5: Text excerpt from article about Etgar Keret, “Life at a Louder Volume” by Maya Jaggi, 2007.

5: Text excerpt from article about Etgar Keret, “Life at a Louder Volume” by Maya Jaggi, 2007.

In this excerpt, Maya Jaggi provides a brief biography on Etgar Keret and records his take on Holocaust memory and the ways in which the Holocaust factors into his writing. Keret’s relationship to communal and personal history is on full display as he speaks about growing up in Israel with Holocaust-survivor parents.

Suggested Activity: Students may choose to read the entire article or focus on the excerpt that begins “Keret’s treatment of the Holocaust…” Ask students to think about what Keret says in this article in light of the short story “Shoes.” Do you think the story is working against what Keret calls the “rigid and petrifying” national memory of the Holocaust? What do you make of the fact that Keret has been criticized for being irreverent toward the Holocaust? And of his response that his Holocaust memories don’t “belong to the nation,” but to him?
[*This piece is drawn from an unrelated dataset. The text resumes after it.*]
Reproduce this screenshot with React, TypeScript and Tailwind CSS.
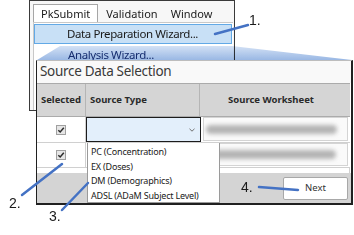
import React from "react";

const ui = { fontFamily: '"Noto Sans", "Liberation Sans", sans-serif' };
const ann = { fontFamily: '"Liberation Sans", Arial, sans-serif' };

function Check() {
  return (
    <div className="w-[10px] h-[10px] border border-[#a0a0a0] bg-[#e6e6e6] flex items-center justify-center">
      <svg width="8" height="8" viewBox="0 0 8 8">
        <path d="M1.3 4.2 L3.2 6 L6.8 1.8" fill="none" stroke="#2b2b2b" strokeWidth="1.5" />
      </svg>
    </div>
  );
}

function Blur({ w }: { w: number }) {
  return (
    <div className="h-[9px] rounded-full bg-[#b4b4b4] blur-[2px]" style={{ width: w }} />
  );
}

export default function App() {
  return (
    <div className="relative w-[354px] h-[235px] bg-white overflow-hidden text-[#1a1a1a]" style={ui}>
      {/* Menu window */}
      <div className="absolute left-[29px] top-0 w-[206px] h-[111px] border border-[#3a3a3a] bg-[#f7f7f7] flex flex-col">
        <div className="flex items-end h-[21px] pl-[3px] text-[11px] leading-none">
          <div className="h-[18px] px-[7px] flex items-center border border-b-0 border-[#a6a6a6] bg-white">PkSubmit</div>
          <div className="h-[18px] pl-[8px] flex items-center">Validation</div>
          <div className="h-[18px] pl-[13px] flex items-center">Window</div>
        </div>
        <div className="flex-1 ml-[3px] mr-[1px] bg-white border-l border-t border-[#c8c8c8] pt-[1px] text-[11.5px] leading-none tracking-[-0.4px]">
          <div className="h-[20px] mr-[1px] bg-[#c8e0f6] border border-[#62a9e6] flex items-center pl-[32px]">
            Data Preparation Wizard...
          </div>
          <div className="h-[16px] overflow-hidden pl-[34px] pt-[5px] text-[#1f3a7a]">Analysis Wizard...</div>
        </div>
      </div>

      {/* callout */}
      <svg className="absolute left-0 top-0 mix-blend-multiply" width="354" height="235">
        <defs>
          <linearGradient id="cg" x1="0" y1="0" x2="0" y2="1">
            <stop offset="0" stopColor="#d3e1f5" />
            <stop offset="1" stopColor="#9ab8e4" />
          </linearGradient>
        </defs>
        <polygon points="60,46 232,46 352,60 37,60" fill="url(#cg)" />
      </svg>

      {/* Dialog */}
      <div className="absolute left-[36px] top-[60px] w-[317px] h-[145px] bg-white border-l border-r-2 border-b-2 border-t border-l-[#202020] border-r-[#202020] border-b-[#202020] border-t-[#bdbdbd] flex flex-col">
        <div className="h-[22px] shrink-0 flex items-center pl-[3px] text-[13.5px] tracking-[-0.3px] leading-none text-[#3a3a3a] bg-[#f9f9f9]">
          Source Data Selection
        </div>
        <div className="flex flex-col mr-[1px]">
          <div className="flex h-[34px] bg-[#d5d5d5] border-t border-b border-[#ababab] text-[9.5px] font-bold leading-none text-[#2a2a2a]">
            <div className="w-[49px] flex items-center justify-center border-r border-[#b5b5b5]">Selected</div>
            <div className="w-[114px] flex items-center pl-[4px] border-r border-[#b5b5b5]">Source Type</div>
            <div className="flex-1 flex items-center justify-center pr-[8px]">Source Worksheet</div>
          </div>
          <div className="flex h-[26px] border-b border-[#d0d0d0]">
            <div className="w-[49px] flex items-center justify-center border-r border-[#d0d0d0]"><Check /></div>
            <div className="w-[115px] border-[1.5px] border-[#1c1c1c] bg-[#e3effb] flex items-center justify-end pr-[5px]">
              <svg width="6" height="4" viewBox="0 0 6 4"><path d="M0.5 0.8 L3 3.2 L5.5 0.8" fill="none" stroke="#707070" strokeWidth="1" /></svg>
            </div>
            <div className="flex-1 pl-[2px] pr-[2px] pb-[1px]">
              <div className="h-full border border-[#d4d4d4] bg-[#fafafa] flex items-center pl-[2px]"><Blur w={131} /></div>
            </div>
          </div>
          <div className="flex h-[25px] border-b border-[#d0d0d0]">
            <div className="w-[49px] flex items-center justify-center border-r border-[#d0d0d0]"><Check /></div>
            <div className="w-[114px] border-r border-[#d0d0d0]"></div>
            <div className="flex-1 pl-[2px] pr-[2px] pb-[1px]">
              <div className="h-full border border-[#d4d4d4] bg-[#fafafa] flex items-center pl-[2px]"><Blur w={131} /></div>
            </div>
          </div>
          <div className="h-[5px] border-r border-[#d0d0d0]"></div>
        </div>
        <div className="flex-1 bg-[#d4d4d4] flex justify-end items-start pt-[4px] pr-[3px]">
          <div className="w-[65px] h-[23px] bg-white border border-[#a8a8a8] rounded-[2px] flex items-center justify-center text-[9.5px] text-[#333]">
            Next
          </div>
        </div>
      </div>

      {/* dropdown list */}
      <div className="absolute left-[87px] top-[143px] w-[133px] h-[60px] bg-white border border-t-0 border-[#9a9a9a] flex flex-col pl-[3px] pt-[2px] text-[9px] tracking-[-0.2px] leading-[14.5px] text-[#1a1a1a]">
        <div>PC (Concentration)</div>
        <div>EX (Doses)</div>
        <div>DM (Demographics)</div>
        <div>ADSL (ADaM Subject Level)</div>
      </div>

      {/* annotations */}
      <svg className="absolute left-0 top-0" width="354" height="235">
        <g stroke="#4472c4" strokeWidth="2.5" strokeLinecap="round">
          <line x1="215" y1="34" x2="248" y2="25" />
          <line x1="22" y1="195" x2="62" y2="164" />
          <line x1="62" y1="210" x2="88" y2="183" />
          <line x1="259" y1="187" x2="298" y2="190" />
        </g>
      </svg>
      <div className="absolute left-[249px] top-[13px] text-[14px] leading-none" style={ann}>1.</div>
      <div className="absolute left-[9px] top-[196px] text-[14px] leading-none" style={ann}>2.</div>
      <div className="absolute left-[49px] top-[209px] text-[14px] leading-none" style={ann}>3.</div>
      <div className="absolute left-[241px] top-[180px] text-[14px] leading-none" style={ann}>4.</div>
    </div>
  );
}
The article also touches on the importance of the perspective of children in Keret’s work. In “Shoes,” how does the narrator’s perspective (that of a child) influence your reading? Ask students how they interpret the parenting that goes on in Keret’s story. Is it a case of the child wishing to remember what the parent wishes to forget? Is there a reversal of the “protector” role: the narrator compartmentalizes past and present and permits his parents’ divergent memory?